The management of pulmonary aspergilloma, a subtype of CPA, remains controversial, with the choice between surgical and conservative approaches guided by patient-specific factors (30). Surgical resection is presently considered the gold standard for symptomatic patients with recurrent or severe hemoptysis, as it is associated with a 5-year survival rate of 84%, which is significantly higher than that achieved with medical therapy alone (41%) (31). However, postoperative complications, including bleeding, empyema, bronchopleural fistula and Aspergillus seeding, occur in ~28% of patients with cavitary disease, a rate that is 5-10 times higher than that observed in the general population (32). By contrast, among asymptomatic patients, survival outcomes are comparable between surgical and medical management (75 vs. 65%, respectively) (31), supporting a conservative treatment strategy in this group.

Conservative management of aspergilloma is often challenging because the avascular nature of pulmonary cavities and aspergillomas limits antifungal drug penetration (29). Nonetheless, antifungal therapy can effectively alleviate clinical symptoms. Voriconazole is preferred over itraconazole for patients with aspergilloma or cavitary disease, as it is associated with fewer adverse effects and more reliable achievement of therapeutic drug concentrations (33-34). Other non-surgical interventions, including endovascular antifungal infusion and bronchoscopic resection under general anesthesia, have been described in a small retrospective study (35).

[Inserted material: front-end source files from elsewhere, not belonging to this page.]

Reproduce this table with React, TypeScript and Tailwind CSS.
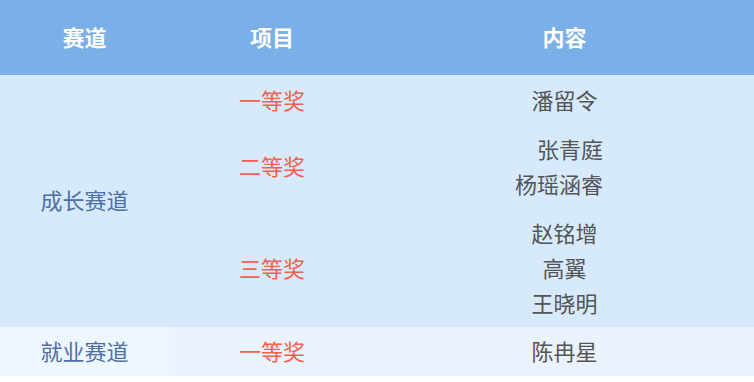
import React from "react";

const red = "text-[#f2604e]";

const App = () => {
  return (
    <div className="w-[754px] h-[382px] bg-white font-['Noto_Sans_CJK_SC','Noto_Sans',sans-serif] text-[22px] leading-[35px]">
      {/* Header */}
      <div className="grid grid-cols-[169px_206px_379px] h-[75px] pb-[3px] bg-[#7aafe7] text-white font-bold items-center text-center">
        <div>赛道</div>
        <div>项目</div>
        <div>内容</div>
      </div>

      {/* 成长赛道 */}
      <div className="grid grid-cols-[169px_206px_379px] bg-[#d6eafc] text-center">
        <div className="row-span-3 flex items-center justify-center pb-[3px] text-[#4d6fa8]">成长赛道</div>

        <div className={`h-[52px] flex items-center justify-center pb-[3px] ${red}`}>一等奖</div>
        <div className="h-[52px] flex items-center justify-center pb-[3px] text-[#555]">潘留令</div>

        <div className={`h-[80px] flex items-center justify-center pb-[3px] ${red}`}>二等奖</div>
        <div className="h-[80px] flex flex-col items-center justify-center pb-[3px] text-[#555]">
          <span className="pl-[11px]">张青庭</span>
          <span className="pr-[11px]">杨瑶涵睿</span>
        </div>

        <div className={`h-[120px] flex items-center justify-center ${red}`}>三等奖</div>
        <div className="h-[120px] flex flex-col items-center justify-center text-[#555]">
          <span>赵铭增</span>
          <span>高翼</span>
          <span>王晓明</span>
        </div>
      </div>

      {/* 就业赛道 */}
      <div className="grid grid-cols-[169px_206px_379px] h-[49px] text-center items-stretch">
        <div className="bg-[#eef6ff] flex items-center justify-center pb-[3px] text-[#4d6fa8]">就业赛道</div>
        <div className={`bg-[#e9f2fd] flex items-center justify-center pb-[3px] ${red}`}>一等奖</div>
        <div className="bg-[#e9f2fd] flex items-center justify-center pb-[3px] text-[#555]">陈冉星</div>
      </div>
    </div>
  );
};

export default App;
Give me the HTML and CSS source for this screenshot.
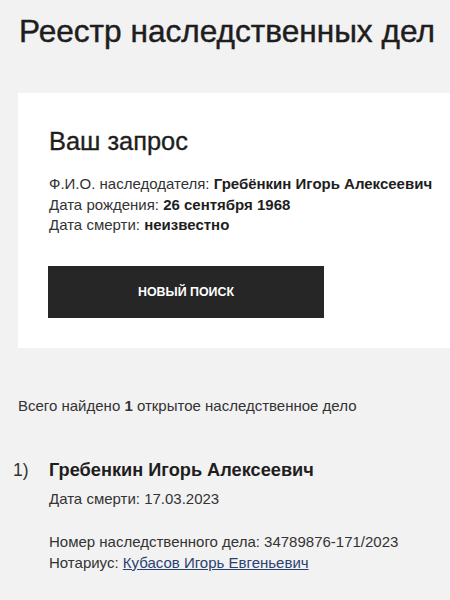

Clinicians should maintain a high index of suspicion for Aspergillus infection, particularly CPA, in older adults with autoimmune diseases such as RA who are receiving biological therapy, especially tocilizumab. This is particularly important in patients with pre-existing pulmonary cavities, such as those resulting from prior tuberculosis. Standardized terminology and accurate disease classification, specifically distinguishing CPA from IPA, are essential for effective clinical communication and management. Multimodal diagnostic approaches, including BALF morphology, GM assay, mNGS, imaging and histopathological examination, facilitate early and accurate diagnosis. For asymptomatic patients with CPA who have comorbidities that preclude surgical intervention, voriconazole-based conservative therapy may achieve favorable outcomes. Moreover, selection of biological agents for high-risk patients with RA should adhere to relevant clinical guidelines to minimize the risk of opportunistic fungal infections.

Older adults, immunocompromised populations and patients with autoimmune diseases, particularly those receiving immunosuppressive therapy, should be carefully monitored for the development of Aspergillus infections, especially CPA. The disease often presents with an insidious onset and non-specific clinical manifestations. Morphological examination of BALF provides valuable diagnostic specificity and may enable early presumptive diagnosis. GM testing and mNGS of BALF should be performed promptly when Aspergillus infection is suspected. When combined with comprehensive assessment of imaging, histopathology, microbiological and molecular findings, early and accurate diagnosis can be achieved, thereby guiding appropriate antifungal therapy. A history of pulmonary tuberculosis and the presence of pulmonary aspergilloma further increase the complexity of antifungal management. Overall, heightened clinical vigilance for rare infections in patients with rheumatic diseases receiving immunosuppressive agents, together with early diagnosis of fungal infections, is essential for effective treatment outcomes.